##### Data section #####

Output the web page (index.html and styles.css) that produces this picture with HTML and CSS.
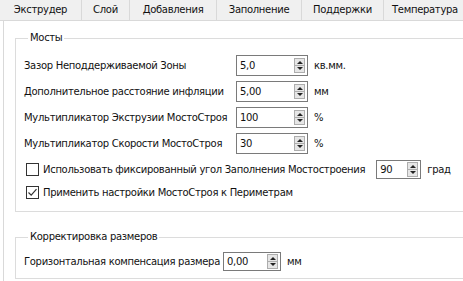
FILE: index.html
```html
<!DOCTYPE html>
<html lang="ru">
<head>
  <meta charset="UTF-8" />
  <title>Настройки печати</title>
  <link rel="stylesheet" href="styles.css">
</head>
<body>
  <div class="tabs">
    <div class="tab t1">Экструдер</div>
    <div class="tab t2">Слой</div>
    <div class="tab t3">Добавления</div>
    <div class="tab t4">Заполнение</div>
    <div class="tab t5">Поддержки</div>
    <div class="tab t6">Температура</div>
  </div>

  <div class="panel">
    <fieldset class="group bridges">
      <legend>Мосты</legend>

      <div class="row">
        <span class="label">Зазор Неподдерживаемой Зоны</span>
        <div class="spin"><span>5,0</span><i class="arrows"></i></div>
        <span class="unit">кв.мм.</span>
      </div>
      <div class="row">
        <span class="label">Дополнительное расстояние инфляции</span>
        <div class="spin"><span>5,00</span><i class="arrows"></i></div>
        <span class="unit">мм</span>
      </div>
      <div class="row">
        <span class="label">Мультипликатор Экструзии МостоСтроя</span>
        <div class="spin"><span>100</span><i class="arrows"></i></div>
        <span class="unit">%</span>
      </div>
      <div class="row">
        <span class="label">Мультипликатор Скорости МостоСтроя</span>
        <div class="spin"><span>30</span><i class="arrows"></i></div>
        <span class="unit">%</span>
      </div>
      <div class="row check-row">
        <span class="box"></span>
        <span class="check-text">Использовать фиксированный угол Заполнения Мостостроения</span>
        <div class="spin small"><span>90</span><i class="arrows"></i></div>
        <span class="unit">град</span>
      </div>
      <div class="row check-row last">
        <span class="box checked">
          <svg width="11" height="11" viewBox="0 0 11 11"><path d="M1.5 5.5 L4.2 8.2 L9.5 2.2" fill="none" stroke="#333" stroke-width="1.2"/></svg>
        </span>
        <span class="check-text">Применить настройки МостоСтроя к Периметрам</span>
      </div>
    </fieldset>

    <fieldset class="group sizes">
      <legend>Корректировка размеров</legend>
      <div class="row">
        <span class="comp-label">Горизонтальная компенсация размера</span>
        <div class="spin tiny"><span>0,00</span><i class="arrows"></i></div>
        <span class="unit">мм</span>
      </div>
    </fieldset>
  </div>
</body>
</html>
```

FILE: styles.css
```css
html, body {
  margin: 0;
  padding: 0;
  overflow: hidden;
}

body {
  width: 463px;
  height: 281px;
  background: #fff;
  font-family: "DejaVu Sans", Verdana, sans-serif;
  font-size: 10px;
  letter-spacing: -0.3px;
  color: #111;
  white-space: nowrap;
}

/* tab strip */
.tabs {
  display: flex;
  height: 20px;
  background: #f0f0f0;
  border-bottom: 1px solid #d9d9d9;
}

.tab {
  box-sizing: border-box;
  border-right: 1px solid #d9d9d9;
  text-align: center;
  line-height: 20px;
  flex: none;
}

.t1 { width: 82px; }
.t2 { width: 48px; }
.t3 { width: 87px; }
.t4 { width: 85px; }
.t5 { width: 82px; }
.t6 { width: 90px; border-right: none; padding-left: 8px; text-align: left; }

/* page body */
.panel {
  margin-left: 3px;
  width: 540px;
  height: 270px;
  border-left: 1px solid #d9d9d9;
  padding-top: 10px;
}

.group {
  margin: 0 0 0 11px;
  padding: 9px 0 8px 8px;
  border: 1px solid #dcdcdc;
  min-width: 0;
}

.group legend {
  padding: 0 2px;
  margin-left: 4px;
  line-height: 14px;
}

.sizes {
  margin-top: 18px;
  padding-top: 6px;
  padding-bottom: 6px;
}

.row {
  display: flex;
  align-items: center;
  height: 22px;
  margin-bottom: 4px;
}

.row:last-child {
  margin-bottom: 0;
}

.row.last {
  margin-top: -3px;
}

.label {
  width: 212px;
  flex: none;
}

.comp-label {
  width: 199px;
  flex: none;
}

/* spin box */
.spin {
  box-sizing: border-box;
  display: flex;
  align-items: center;
  justify-content: space-between;
  width: 72px;
  height: 21px;
  border: 1px solid #7a7a7a;
  padding: 0 2px 0 3px;
  background: #fff;
}

.spin.small {
  width: 45px;
  height: 19px;
}

.spin.tiny {
  width: 58px;
  height: 19px;
}

.arrows {
  box-sizing: border-box;
  width: 11px;
  height: 15px;
  border: 1px solid #adadad;
  background:
    linear-gradient(#adadad, #adadad) center / 100% 1px no-repeat,
    #e6e6e6;
  position: relative;
}

.arrows::before,
.arrows::after {
  content: "";
  position: absolute;
  left: 2px;
  border-left: 3px solid transparent;
  border-right: 3px solid transparent;
}

.arrows::before {
  top: 2px;
  border-bottom: 3px solid #222;
}

.arrows::after {
  bottom: 2px;
  border-top: 3px solid #222;
}

.unit {
  margin-left: 6px;
}

/* check boxes */
.check-row {
  padding-left: 2px;
}

.box {
  box-sizing: border-box;
  width: 13px;
  height: 13px;
  border: 1px solid #333;
  background: #fff;
  flex: none;
  display: flex;
  align-items: center;
  justify-content: center;
}

.check-text {
  margin-left: 4px;
  margin-right: 11px;
}
```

#####

Prompt
Gather, from the listing above, every line carrying the word "index".

Finished task
Output the web page (index.html and styles.css) that produces this picture with HTML and CSS.
FILE: index.html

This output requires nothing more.